- Stated exercise
Transcribe all of the data exactly. Omit the pictures.

- Stored data

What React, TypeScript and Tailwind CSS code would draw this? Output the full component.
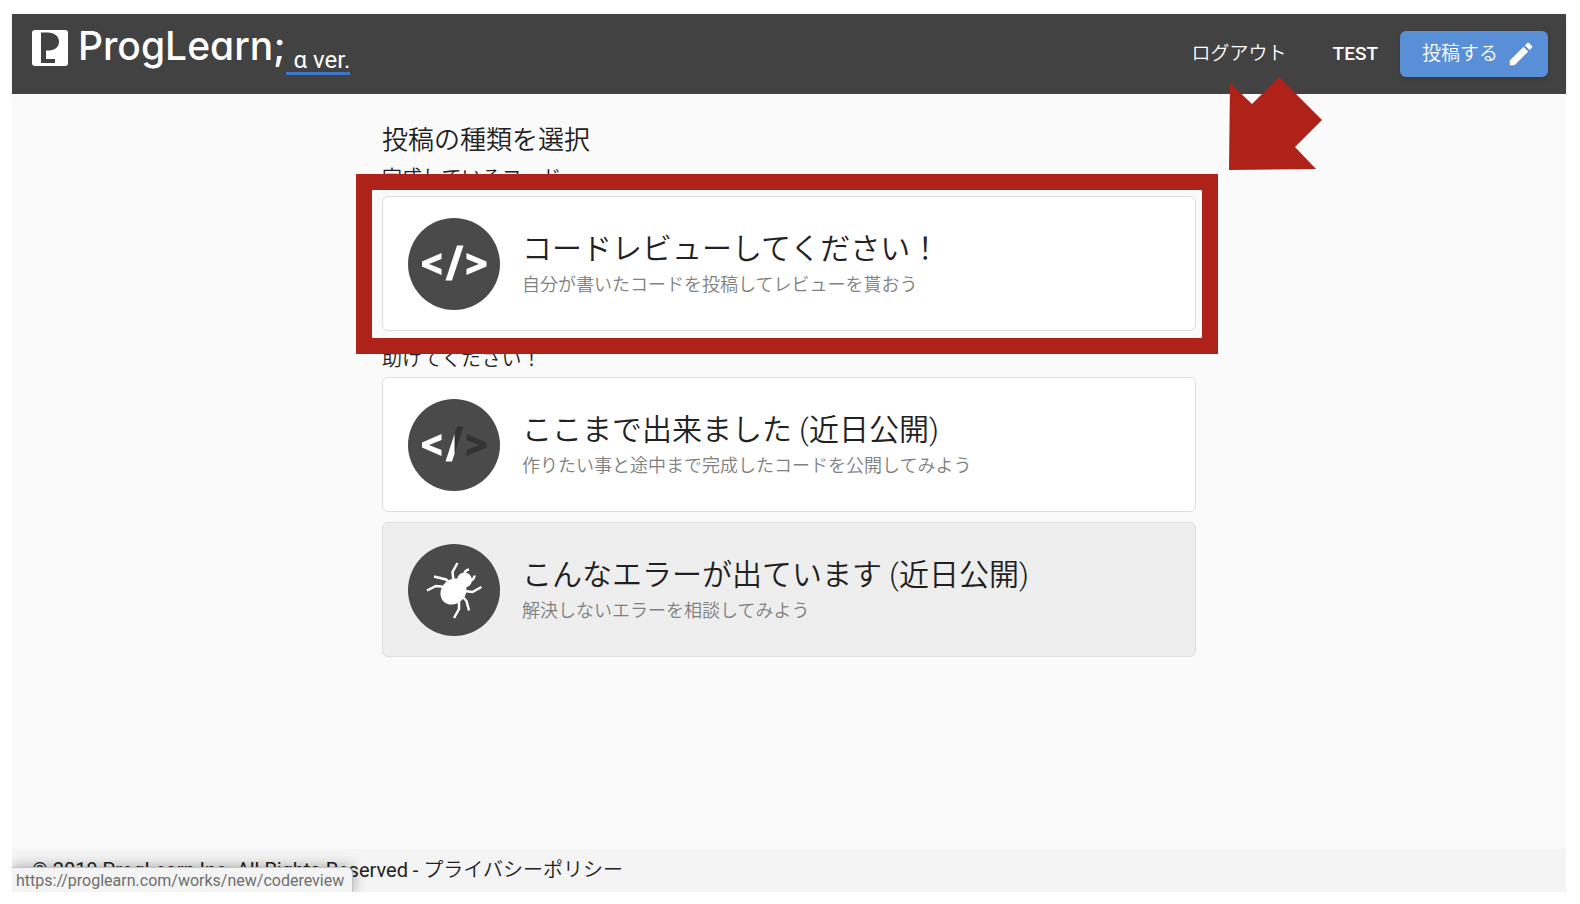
import { MdEdit } from "react-icons/md";

interface PostTypeCardProps {
  title: string;
  description: string;
  icon: React.ReactNode;
  href: string;
  active?: boolean;
  disabled?: boolean;
}

function LogoMark() {
  return (
    <svg width="36" height="36" viewBox="0 0 36 36" aria-hidden="true">
      <rect width="36" height="36" rx="3" fill="#fff" />
      <path
        d="M9 2.500H16C22 2.500 27 6 27 11.500C27 17 23 20.500 17 20.500H14V29H23V33H9Z"
        fill="#424242"
      />
    </svg>
  );
}

function CodeIcon() {
  return (
    <svg width="92" height="92" viewBox="0 0 92 92" aria-hidden="true">
      <circle cx="46" cy="46" r="46" fill="#4a4a4a" />
      <g fill="#fff">
        <path d="M33.500 35V41L21 46L33.500 51V57L14 48.500V43.500Z" />
        <path d="M49 27.500H55.500L44 62.500H37.500Z" />
        <path d="M58.500 35V41L71 46L58.500 51V57L78.500 48.500V43.500Z" />
      </g>
    </svg>
  );
}

function HalfCodeIcon() {
  return (
    <svg width="92" height="92" viewBox="0 0 92 92" aria-hidden="true">
      <circle cx="46" cy="46" r="46" fill="#4a4a4a" />
      <path
        d="M33.500 35V41L21 46L33.500 51V57L14 48.500V43.500Z"
        fill="#fff"
      />
      <path d="M49 27.500H55.500L46.500 55V35.100Z" fill="#333" />
      <path d="M46.500 35.100V54.900L44 62.500H37.500Z" fill="#fff" />
      <path
        d="M58.500 35V41L71 46L58.500 51V57L78.500 48.500V43.500Z"
        fill="#333"
      />
    </svg>
  );
}

function BugIcon() {
  return (
    <svg width="92" height="92" viewBox="0 0 92 92" aria-hidden="true">
      <circle cx="46" cy="46" r="46" fill="#4a4a4a" />
      <ellipse
        cx="45.500"
        cy="47.500"
        rx="14"
        ry="12"
        transform="rotate(-45 45.500 47.500)"
        fill="#fff"
      />
      <circle cx="56.500" cy="36" r="7.500" fill="#fff" />
      <g fill="none" stroke="#fff" strokeWidth="2.500">
        <path d="M49.500 19L44.500 28L45.500 37" />
        <path d="M26 32.500L38 35.500L42 39" />
        <path d="M19 46.500L28 42L37 43" />
        <path d="M73.500 43L64.500 48L56 47" />
        <path d="M61 66.500L58.500 57L54 52" />
        <path d="M46 74L51 65V55" />
        <path d="M57 30C56 28 58 26 61 25.500" />
        <path d="M62 36C64 37 66.500 34 66.500 31.500" />
      </g>
    </svg>
  );
}

function PointerArrow() {
  return (
    <svg
      width="93"
      height="93"
      viewBox="0 0 93 93"
      className="absolute -top-[119px] -right-[126px] z-10"
      aria-hidden="true"
    >
      <path
        d="M1 6L23 27L50 0L93 43L66 70L87 92L0 93Z"
        fill="#ae2219"
      />
    </svg>
  );
}

function PostTypeCard({
  title,
  description,
  icon,
  href,
  active,
  disabled,
}: PostTypeCardProps) {
  return (
    <div className="relative">
      <a
        href={href}
        className={`flex items-center gap-[22px] rounded-md border border-[#dedede] px-[25px] py-5 h-[135px] ${
          disabled ? "bg-[#eeeeee]" : "bg-white"
        }`}
      >
        <span className="shrink-0">{icon}</span>
        <span className="min-w-0 pt-0.5">
          <span className="block text-[30px] leading-10 text-[#212121]">
            {title}
          </span>
          <span className="block text-[18px] leading-8 text-[#808080]">
            {description}
          </span>
        </span>
      </a>

      {/* Highlight around the selected type */}
      {active && (
        <>
          <div className="pointer-events-none absolute -top-[22px] -bottom-[23px] -left-[26px] -right-[22px] border-16 border-[#ae2219]" />
          <PointerArrow />
        </>
      )}
    </div>
  );
}

export default function App() {
  return (
    <div className="min-h-screen flex flex-col bg-white pt-[14px] pb-3 pl-3 pr-[14px] font-['Roboto','Noto_Sans_CJK_JP_DemiLight','Noto_Sans_CJK_JP',sans-serif] font-[350] text-[#212121]">
      {/* Header */}
      <header className="flex h-20 items-center justify-between bg-[#424242] pl-5 pr-[18px] text-white shadow-sm">
        <a href="/" className="flex h-full items-start pt-4">
          <LogoMark />
          <span className="ml-[10px] font-['Inter',sans-serif] text-[39px] leading-8 font-medium [font-feature-settings:'cv11']">
            ProgLearn;
          </span>
          <span className="mt-4 border-b-3 border-[#3a76cb] pt-0.5 pl-2 text-[24px] leading-6 font-normal">
            α ver.
          </span>
        </a>

        <nav className="flex items-center text-[19px]">
          <a href="/logout" className="mr-[46px]">
            ログアウト
          </a>
          <a href="/users/test" className="mr-[22px] font-medium">
            TEST
          </a>
          <button
            type="button"
            className="flex h-[46px] items-center gap-2 rounded-md bg-[#588fd7] pl-[22px] pr-3 shadow-md"
          >
            投稿する
            <MdEdit size={30} aria-hidden="true" />
          </button>
        </nav>
      </header>

      {/* Post types */}
      <main className="flex-1 bg-[#fafafa] pt-[26px]">
        <div className="mx-auto w-full max-w-[814px]">
          <h1 className="text-[26px] leading-10">投稿の種類を選択</h1>

          <h2 className="text-[20px] leading-9">完成しているコード</h2>
          <PostTypeCard
            title="コードレビューしてください！"
            description="自分が書いたコードを投稿してレビューを貰おう"
            icon={<CodeIcon />}
            href="/works/new/codereview"
            active
          />

          <h2 className="mt-[10px] text-[20px] leading-9">助けてください！</h2>
          <div className="flex flex-col gap-[10px]">
            <PostTypeCard
              title="ここまで出来ました (近日公開)"
              description="作りたい事と途中まで完成したコードを公開してみよう"
              icon={<HalfCodeIcon />}
              href="/works/new/progress"
            />
            <PostTypeCard
              title="こんなエラーが出ています (近日公開)"
              description="解決しないエラーを相談してみよう"
              icon={<BugIcon />}
              href="/works/new/error"
              disabled
            />
          </div>
        </div>
      </main>

      {/* Footer */}
      <footer className="relative overflow-hidden bg-[#f4f4f4] px-5 text-[20px] leading-[43px] font-normal">
        © 2019 ProgLearn Inc. All Rights Reserved -{" "}
        <a href="/privacy">プライバシーポリシー</a>
        <div className="absolute bottom-0 left-0 rounded-tr-md border-t border-r border-[#c4c4c4] bg-[#f4f4f4] pt-0.5 pl-1 pr-2 text-[16px] leading-[22px] text-[#6e6e6e] shadow-[0_0_14px_rgba(0,0,0,0.35)]">
          https://proglearn.com/works/new/codereview
        </div>
      </footer>
    </div>
  );
}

- Expected output
What React, TypeScript and Tailwind CSS code would draw this? Output the full component.
import { MdEdit } from "react-icons/md";

interface PostTypeCardProps {
  title: string;
  description: string;
  icon: React.ReactNode;
  href: string;
  active?: boolean;
  disabled?: boolean;
}

function LogoMark() {
  return (
    <svg width="36" height="36" viewBox="0 0 36 36" aria-hidden="true">
      <rect width="36" height="36" rx="3" fill="#fff" />
      <path
        d="M9 2.500H16C22 2.500 27 6 27 11.500C27 17 23 20.500 17 20.500H14V29H23V33H9Z"
        fill="#424242"
      />
    </svg>
  );
}

function CodeIcon() {
  return (
    <svg width="92" height="92" viewBox="0 0 92 92" aria-hidden="true">
      <circle cx="46" cy="46" r="46" fill="#4a4a4a" />
      <g fill="#fff">
        <path d="M33.500 35V41L21 46L33.500 51V57L14 48.500V43.500Z" />
        <path d="M49 27.500H55.500L44 62.500H37.500Z" />
        <path d="M58.500 35V41L71 46L58.500 51V57L78.500 48.500V43.500Z" />
      </g>
    </svg>
  );
}

function HalfCodeIcon() {
  return (
    <svg width="92" height="92" viewBox="0 0 92 92" aria-hidden="true">
      <circle cx="46" cy="46" r="46" fill="#4a4a4a" />
      <path
        d="M33.500 35V41L21 46L33.500 51V57L14 48.500V43.500Z"
        fill="#fff"
      />
      <path d="M49 27.500H55.500L46.500 55V35.100Z" fill="#333" />
      <path d="M46.500 35.100V54.900L44 62.500H37.500Z" fill="#fff" />
      <path
        d="M58.500 35V41L71 46L58.500 51V57L78.500 48.500V43.500Z"
        fill="#333"
      />
    </svg>
  );
}

function BugIcon() {
  return (
    <svg width="92" height="92" viewBox="0 0 92 92" aria-hidden="true">
      <circle cx="46" cy="46" r="46" fill="#4a4a4a" />
      <ellipse
        cx="45.500"
        cy="47.500"
        rx="14"
        ry="12"
        transform="rotate(-45 45.500 47.500)"
        fill="#fff"
      />
      <circle cx="56.500" cy="36" r="7.500" fill="#fff" />
      <g fill="none" stroke="#fff" strokeWidth="2.500">
        <path d="M49.500 19L44.500 28L45.500 37" />
        <path d="M26 32.500L38 35.500L42 39" />
        <path d="M19 46.500L28 42L37 43" />
        <path d="M73.500 43L64.500 48L56 47" />
        <path d="M61 66.500L58.500 57L54 52" />
        <path d="M46 74L51 65V55" />
        <path d="M57 30C56 28 58 26 61 25.500" />
        <path d="M62 36C64 37 66.500 34 66.500 31.500" />
      </g>
    </svg>
  );
}

function PointerArrow() {
  return (
    <svg
      width="93"
      height="93"
      viewBox="0 0 93 93"
      className="absolute -top-[119px] -right-[126px] z-10"
      aria-hidden="true"
    >
      <path
        d="M1 6L23 27L50 0L93 43L66 70L87 92L0 93Z"
        fill="#ae2219"
      />
    </svg>
  );
}

function PostTypeCard({
  title,
  description,
  icon,
  href,
  active,
  disabled,
}: PostTypeCardProps) {
  return (
    <div className="relative">
      <a
        href={href}
        className={`flex items-center gap-[22px] rounded-md border border-[#dedede] px-[25px] py-5 h-[135px] ${
          disabled ? "bg-[#eeeeee]" : "bg-white"
        }`}
      >
        <span className="shrink-0">{icon}</span>
        <span className="min-w-0 pt-0.5">
          <span className="block text-[30px] leading-10 text-[#212121]">
            {title}
          </span>
          <span className="block text-[18px] leading-8 text-[#808080]">
            {description}
          </span>
        </span>
      </a>

      {/* Highlight around the selected type */}
      {active && (
        <>
          <div className="pointer-events-none absolute -top-[22px] -bottom-[23px] -left-[26px] -right-[22px] border-16 border-[#ae2219]" />
          <PointerArrow />
        </>
      )}
    </div>
  );
}

export default function App() {
  return (
    <div className="min-h-screen flex flex-col bg-white pt-[14px] pb-3 pl-3 pr-[14px] font-['Roboto','Noto_Sans_CJK_JP_DemiLight','Noto_Sans_CJK_JP',sans-serif] font-[350] text-[#212121]">
      {/* Header */}
      <header className="flex h-20 items-center justify-between bg-[#424242] pl-5 pr-[18px] text-white shadow-sm">
        <a href="/" className="flex h-full items-start pt-4">
          <LogoMark />
          <span className="ml-[10px] font-['Inter',sans-serif] text-[39px] leading-8 font-medium [font-feature-settings:'cv11']">
            ProgLearn;
          </span>
          <span className="mt-4 border-b-3 border-[#3a76cb] pt-0.5 pl-2 text-[24px] leading-6 font-normal">
            α ver.
          </span>
        </a>

        <nav className="flex items-center text-[19px]">
          <a href="/logout" className="mr-[46px]">
            ログアウト
          </a>
          <a href="/users/test" className="mr-[22px] font-medium">
            TEST
          </a>
          <button
            type="button"
            className="flex h-[46px] items-center gap-2 rounded-md bg-[#588fd7] pl-[22px] pr-3 shadow-md"
          >
            投稿する
            <MdEdit size={30} aria-hidden="true" />
          </button>
        </nav>
      </header>

      {/* Post types */}
      <main className="flex-1 bg-[#fafafa] pt-[26px]">
        <div className="mx-auto w-full max-w-[814px]">
          <h1 className="text-[26px] leading-10">投稿の種類を選択</h1>

          <h2 className="text-[20px] leading-9">完成しているコード</h2>
          <PostTypeCard
            title="コードレビューしてください！"
            description="自分が書いたコードを投稿してレビューを貰おう"
            icon={<CodeIcon />}
            href="/works/new/codereview"
            active
          />

          <h2 className="mt-[10px] text-[20px] leading-9">助けてください！</h2>
          <div className="flex flex-col gap-[10px]">
            <PostTypeCard
              title="ここまで出来ました (近日公開)"
              description="作りたい事と途中まで完成したコードを公開してみよう"
              icon={<HalfCodeIcon />}
              href="/works/new/progress"
            />
            <PostTypeCard
              title="こんなエラーが出ています (近日公開)"
              description="解決しないエラーを相談してみよう"
              icon={<BugIcon />}
              href="/works/new/error"
              disabled
            />
          </div>
        </div>
      </main>

      {/* Footer */}
      <footer className="relative overflow-hidden bg-[#f4f4f4] px-5 text-[20px] leading-[43px] font-normal">
        © 2019 ProgLearn Inc. All Rights Reserved -{" "}
        <a href="/privacy">プライバシーポリシー</a>
        <div className="absolute bottom-0 left-0 rounded-tr-md border-t border-r border-[#c4c4c4] bg-[#f4f4f4] pt-0.5 pl-1 pr-2 text-[16px] leading-[22px] text-[#6e6e6e] shadow-[0_0_14px_rgba(0,0,0,0.35)]">
          https://proglearn.com/works/new/codereview
        </div>
      </footer>
    </div>
  );
}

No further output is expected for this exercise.